The Twin Cities weatherman on the Farmers’ Almanac, the Edmund Fitzgerald, and turkey dinners
What are the Gales of November? As the atmosphere transitions into winter, large north-south contrasts in temperature across North America can whip up extreme storms. One such low-pressure system over the Midwest intensified rapidly on November 10, 1975, with hurricane-force gusts and 25- to 30-foot waves on Lake Superior. The Edmund Fitzgerald ore carrier was caught in the gale, and most likely a giant rogue wave breached the cargo hold or possibly even snapped the ship in half, killing all 29 people aboard.
How do those Farmers’ Almanac folks forecast the weather so far in advance? Has anyone ever checked to see if they’re more or less accurate than up-to-the-minute meteorologists? I have a bootleg copy of the Farmers’ Almanac in my desk drawer. The editors are very secretive about how they come up with their winter forecasts. They may or may not include such weather factors as the El Niño pattern or solar flares. Many years ago, a major university study found that they’re wrong as often as they’re right—it’s a coin flip. But computer models also tend to lose all reliability when predicting anything beyond 22 days, even though they’re getting about 1 percent more accurate each year in predicting things two to five days out.

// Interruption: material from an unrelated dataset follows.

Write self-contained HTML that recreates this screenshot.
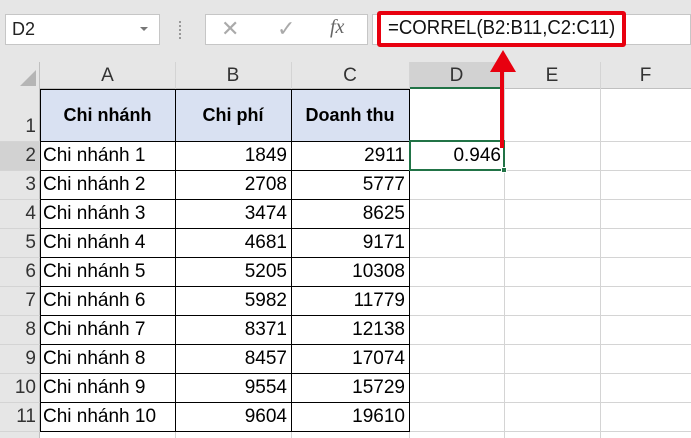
<!DOCTYPE html><html><head><style>
body{margin:0;width:691px;height:438px;overflow:hidden;background:#fff;font-family:"Liberation Sans",Calibri,sans-serif;position:relative}
.a{position:absolute;box-sizing:border-box}
.cell{position:absolute;box-sizing:border-box;font-size:19px;line-height:29px;white-space:nowrap;color:#000}
</style></head><body>
<div class="a" style="left:0;top:0;width:691px;height:62px;background:#e6e6e6"></div>
<div class="a" style="left:5px;top:14px;width:155px;height:31px;background:#fff;border:1px solid #c6c6c6"></div>
<div class="cell" style="left:12px;top:15px;font-size:18px;color:#222">D2</div>
<div class="a" style="left:140px;top:27px;width:0;height:0;border-left:4px solid transparent;border-right:4px solid transparent;border-top:4px solid #777"></div>
<div class="a" style="left:179px;top:21px;width:2px;height:18px;border-left:2px dotted #999"></div>
<div class="a" style="left:205px;top:14px;width:163px;height:31px;background:#fff;border:1px solid #c6c6c6"></div>
<div class="cell" style="left:221px;top:14px;color:#aaa;font-size:22px">✕</div>
<div class="cell" style="left:277px;top:14px;color:#aaa;font-size:22px">✓</div>
<div class="cell" style="left:330px;top:13px;color:#666;font-family:'Liberation Serif',serif;font-style:italic;font-size:20px">fx</div>
<div class="a" style="left:372px;top:14px;width:319px;height:31px;background:#fff;border:1px solid #c6c6c6"></div>
<div class="a" style="left:377px;top:11px;width:249px;height:36px;border:4px solid #e8000f;border-radius:3px"></div>
<div class="cell" style="left:388px;top:14px;font-size:20px;color:#111;transform:scaleX(0.93);transform-origin:0 0">=CORREL(B2:B11,C2:C11)</div>
<div class="a" style="left:0;top:62px;width:691px;height:27px;background:#e6e6e6;border-bottom:1px solid #c0c0c0"></div>
<div class="a" style="left:0;top:62px;width:40px;height:376px;background:#e6e6e6;border-right:1px solid #c0c0c0"></div>
<div class="a" style="left:20px;top:70px;width:0;height:0;border-left:16px solid transparent;border-bottom:16px solid #b5b5b5"></div>
<div class="a" style="left:409px;top:62px;width:95px;height:27px;background:#d2d2d2;border-bottom:2px solid #217346"></div>
<div class="a" style="left:0;top:141px;width:40px;height:29px;background:#d2d2d2"></div>
<div id="g"></div>
<script>
var cols=[40,175,291,409,504,600,691],L=['A','B','C','D','E','F'],h='';
for(var i=0;i<6;i++){h+='<div class="cell" style="left:'+cols[i]+'px;top:61px;width:'+(cols[i+1]-cols[i])+'px;text-align:center;color:#333">'+L[i]+'</div>';
h+='<div class="a" style="left:'+cols[i+1]+'px;top:62px;width:1px;height:376px;background:#d4d4d4"></div>';}
var rows=[89,141];for(var r=1;r<=10;r++)rows.push(141+29*r);
for(var r=0;r<11;r++){h+='<div class="a" style="left:0;top:'+rows[r+1]+'px;width:691px;height:1px;background:#d4d4d4"></div>';
h+='<div class="cell" style="left:0;top:'+(rows[r+1]-29)+'px;width:36px;text-align:right;color:#333">'+(r+1)+'</div>';}
h+='<div class="a" style="left:40px;top:89px;width:369px;height:52px;background:#d9e1f2"></div>';
var hd=['Chi nhánh','Chi phí','Doanh thu'];
for(var i=0;i<3;i++)h+='<div class="cell" style="left:'+cols[i]+'px;top:101px;width:'+(cols[i+1]-cols[i])+'px;text-align:center;font-weight:bold;font-size:18px">'+hd[i]+'</div>';
var d=[[1849,2911],[2708,5777],[3474,8625],[4681,9171],[5205,10308],[5982,11779],[8371,12138],[8457,17074],[9554,15729],[9604,19610]];
for(var r=0;r<10;r++){var y=141+29*r;
h+='<div class="cell" style="left:43px;top:'+y+'px">Chi nhánh '+(r+1)+'</div>';
h+='<div class="cell" style="left:175px;top:'+y+'px;width:112px;text-align:right">'+d[r][0]+'</div>';
h+='<div class="cell" style="left:291px;top:'+y+'px;width:114px;text-align:right">'+d[r][1]+'</div>';}
for(var i=0;i<4;i++)h+='<div class="a" style="left:'+cols[i]+'px;top:89px;width:1px;height:343px;background:#000"></div>';
for(var r=1;r<12;r++)h+='<div class="a" style="left:40px;top:'+rows[r]+'px;width:370px;height:1px;background:#000"></div>';
h+='<div class="a" style="left:40px;top:89px;width:370px;height:1px;background:#000"></div>';
document.getElementById('g').innerHTML=h;
</script>
<div class="a" style="left:409px;top:140px;width:96px;height:31px;border:2px solid #217346"></div>
<div class="cell" style="left:409px;top:141px;width:92px;text-align:right">0.946</div>
<div class="a" style="left:501px;top:167px;width:6px;height:6px;background:#217346;border:1px solid #fff"></div>
<div class="a" style="left:500px;top:68px;width:4px;height:80px;background:#e8000f"></div>
<div class="a" style="left:490px;top:50px;width:0;height:0;border-left:13px solid transparent;border-right:13px solid transparent;border-bottom:22px solid #e8000f"></div>
</body></html>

Does the Douglas family feast feature the same dishes year after year or do you prefer those “updated classics” the foodie magazines push? It’s nice to have the classics, but it’s always good to try something new, according to Laurie, my wife of 25 years. Two years ago, in our attempt to brine the turkey, the bird wound up severely undercooked and soggy, resulting in what we called “sushi turkey.” It’s good to experiment, but not on the main dish. Trust me, I’m a weatherman.